It’s understandable if you didn’t know that Philadelphia Eagles running back Bryce Brown was the No. 1 high school recruit in 2009. Frequently compared to Barry Sanders, he was ranked ahead of both Matt Barkley and Trent Richardson. In 2009, every college football team wanted Brown. In 2012, no professional football team wanted him.
What happened? He committed to Tennessee where he rushed for 460 yards as a true freshman. But inevitably, Brown could not live up to the lofty expectations that he set in high school. Never fashioning himself as a true “student-athlete,” his college career never got off the ground. He transferred to Kansas State where sat out his sophomore year and then ran the ball just three times for 13 yards in his final college season. His 13 total college games were just enough to qualify for the NFL Draft.
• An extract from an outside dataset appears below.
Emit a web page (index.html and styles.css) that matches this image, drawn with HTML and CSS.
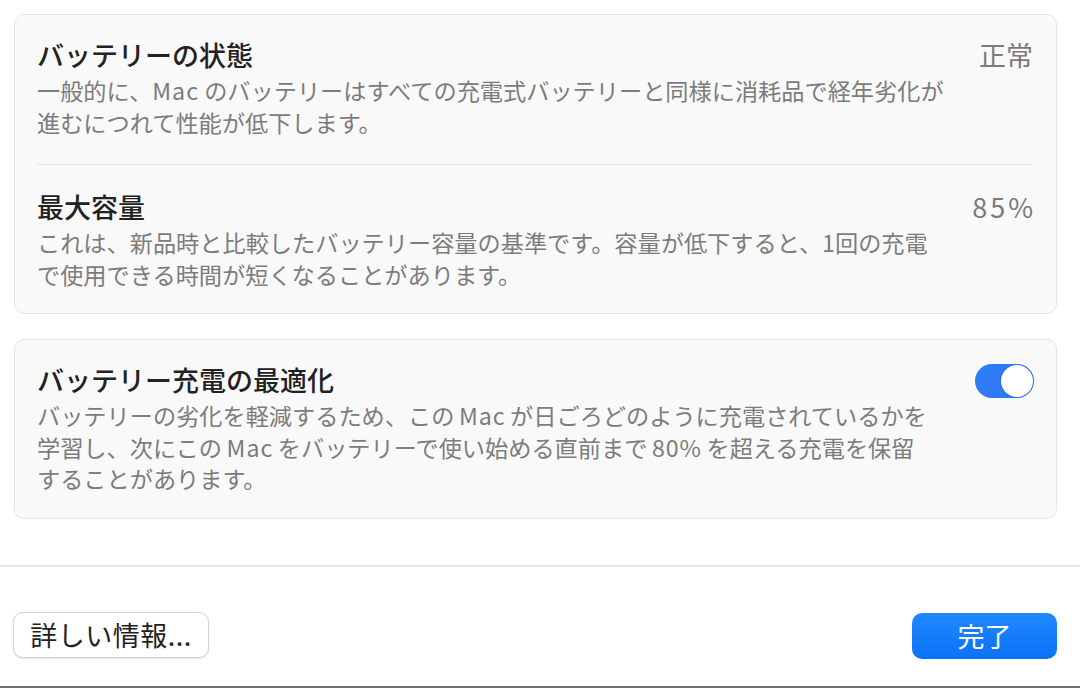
FILE: index.html
```html
<!DOCTYPE html>
<html lang="ja">
<head>
<meta charset="utf-8">
<link rel="stylesheet" href="styles.css">
</head>
<body>
<div class="window">
  <div class="content">
    <section class="card">
      <div class="row row-first">
        <div class="text">
          <div class="title">バッテリーの状態</div>
          <div class="desc">一般的に、<span class="latin">Mac</span> のバッテリーはすべての充電式バッテリーと同様に消耗品で経年劣化が<br>進むにつれて性能が低下します。</div>
        </div>
        <div class="value">正常</div>
      </div>
      <div class="divider"></div>
      <div class="row row-second">
        <div class="text">
          <div class="title">最大容量</div>
          <div class="desc">これは、新品時と比較したバッテリー容量の基準です。容量が低下すると、1回の充電<br>で使用できる時間が短くなることがあります。</div>
        </div>
        <div class="value value-num">85%</div>
      </div>
    </section>
    <section class="card card-two">
      <div class="row">
        <div class="text">
          <div class="title">バッテリー充電の最適化</div>
          <div class="desc">バッテリーの劣化を軽減するため、この<span class="latin spaced">Mac</span>が日ごろどのように充電されているかを<br>学習し、次にこの<span class="latin spaced">Mac</span>をバッテリーで使い始める直前まで<span class="latin spaced">80%</span>を超える充電を保留<br>することがあります。</div>
        </div>
        <div class="toggle"><span class="knob"></span></div>
      </div>
    </section>
  </div>
  <div class="footer">
    <button class="btn btn-secondary">詳しい情報...</button>
    <button class="btn btn-primary">完了</button>
  </div>
</div>
</body>
</html>
```
FILE: styles.css
```css
* { box-sizing: border-box; }
html, body {
  margin: 0;
  padding: 0;
  background: #ffffff;
}
body {
  width: 1080px;
  height: 688px;
  overflow: hidden;
  font-family: "Noto Sans CJK JP", "Noto Sans", sans-serif;
}
.window {
  width: 1080px;
  height: 688px;
  display: flex;
  flex-direction: column;
  border-bottom: 2px solid #6f6f6f;
}
.content {
  padding: 14px 23px 0 14px;
  display: flex;
  flex-direction: column;
  gap: 25px;
}
.card {
  background: #f9f9f9;
  border: 1px solid #e6e6e6;
  border-radius: 10px;
  padding: 0 23px 0 22px;
}
.row {
  display: flex;
  justify-content: space-between;
  align-items: flex-start;
}
.row-first {
  padding: 23px 0 26px;
}
.row-second {
  padding: 25px 0 23px;
}
.title {
  font-size: 27px;
  line-height: 34px;
  font-weight: 500;
  color: #222222;
}
.desc {
  margin-top: 3px;
  font-size: 23.2px;
  line-height: 31.5px;
  color: #7c7c7c;
}
.latin {
  letter-spacing: 1px;
}
.spaced {
  margin: 0 4.5px;
}
.value {
  font-size: 27px;
  line-height: 34px;
  color: #7a7a7a;
}
.value-num {
  letter-spacing: 3px;
  margin-right: -3px;
}
.divider {
  height: 1px;
  background: #e4e4e4;
}
.card-two .row {
  padding: 23px 0 23px;
}
.toggle {
  width: 59px;
  height: 34px;
  border-radius: 17px;
  background: #2f7bf5;
  margin-top: 1px;
  margin-right: -1px;
  position: relative;
  flex: none;
}
.knob {
  position: absolute;
  right: 1px;
  top: 1px;
  width: 32px;
  height: 32px;
  border-radius: 50%;
  background: #ffffff;
  box-shadow: 0 0 0 1px rgba(40, 90, 180, 0.35);
}
.footer {
  margin-top: 46px;
  border-top: 2px solid #e5e5e5;
  flex: 1;
  display: flex;
  justify-content: space-between;
  align-items: flex-start;
  padding: 45px 23px 0 13px;
}
.btn {
  font-family: "Noto Sans CJK JP", "Noto Sans", sans-serif;
  font-size: 27px;
  height: 46px;
  border-radius: 10px;
  cursor: default;
  padding: 0;
}
.btn-secondary {
  width: 196px;
  background: #ffffff;
  color: #1f1f1f;
  border: 1px solid #d4d4d4;
  box-shadow: 0 1px 2px rgba(0, 0, 0, 0.12);
  line-height: 42px;
  letter-spacing: 0.5px;
}
.btn-primary {
  width: 145px;
  margin-top: 1px;
  color: #ffffff;
  border: none;
  background: linear-gradient(#1f88ff, #0b72f6);
  line-height: 44px;
}
```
Without a robust collegiate resume, he was selected by the Eagles in the seventh round of the 2012 draft as a developmental back.
Brown arrived in Philadelphia more game-ready than would be expected from such an inexperienced running back. While Brown seemed to lack ambition at the college level, he showed the Eagles that he desperately wants to be great at the pro level. His effort on the field has never been questioned since arriving in the NFL, and he has diligently worked to fix the flaws in his technique. Other than his well-documented ball security issues, his passion, work ethic and overall athleticism convinced Eagles coaches to pencil him in as the team’s No. 2 running back in 2012.
Brown does indeed have some Barry Sanders in his game. He possesses a very rare combination of second-level speed, strength, balance and lateral agility that comes along once every five years. His natural ability simply cannot be coached, and his ceiling is as high as any running back in the league. Brown’s speed is truly uncommon for a man of his size. Here is a list of NFL running backs who weigh more than 215-pounds and have run a sub-4.5 40 yard dash:
Darren McFadden, 218-pounds, 4.33-40 time
Knile Davis, 227-pounds, 4.37
Adrian Peterson, 217-pounds, 4.40
Lamar Miller, 216-pounds, 4.40
DeMarco Murray, 219-pounds, 4.41
Ben Tate, 217-pounds, 4.43
Ryan Mathews, 220-pounds, 4.45
Rashard Mendenhall, 225-pounds, 4.45
Matt Forte, 218-pounds, 4.46
Marshawn Lynch, 215-pounds, 4.46
Bryce Brown, 223-pounds, 4.48
Jonathan Stewart, 235-pounds, 4.48
Andre Brown, 227-pounds, 4.49
Bernard Pierce, 218-pounds, 4.49
Clearly, few running backs possess Brown’s combination of speed and size, and even fewer are capable of ripping off the impressive runs that Brown did in his first 190 carries.
The primary criticism of Brown is a maddening propensity to bounce runs to the outside. This resulted in 15 carries for a loss out of 75 attempts. Losing yardage 20 percent of the time is an incredibly high ratio. This criticism resonates particularly well, because at 223-pounds, Brown has the strength and power to effectively run between the tackles. However, Brown’s run-bouncing is likely a function of his youth and inexperience. As an aggressive running back who is still learning the nuances of the position, it is understandable that he would want to hit a home run on every carry. It is also comforting to know that none other than Barry Sanders holds the NFL record for negative yardage. His 336 carries for minus-952 yards is a record that may never be broken.
Brown has the potential to become a violent downhill finisher who can catch defenders off-guard on any play with his breakaway speed – a truly terrifying weapon for opposing teams to defend. Though he remains parked behind LeSean McCoy on the depth chart, Brown is on the verge of being transformed from a developmental running back into one of the league’s most vicious combinations of speed and power.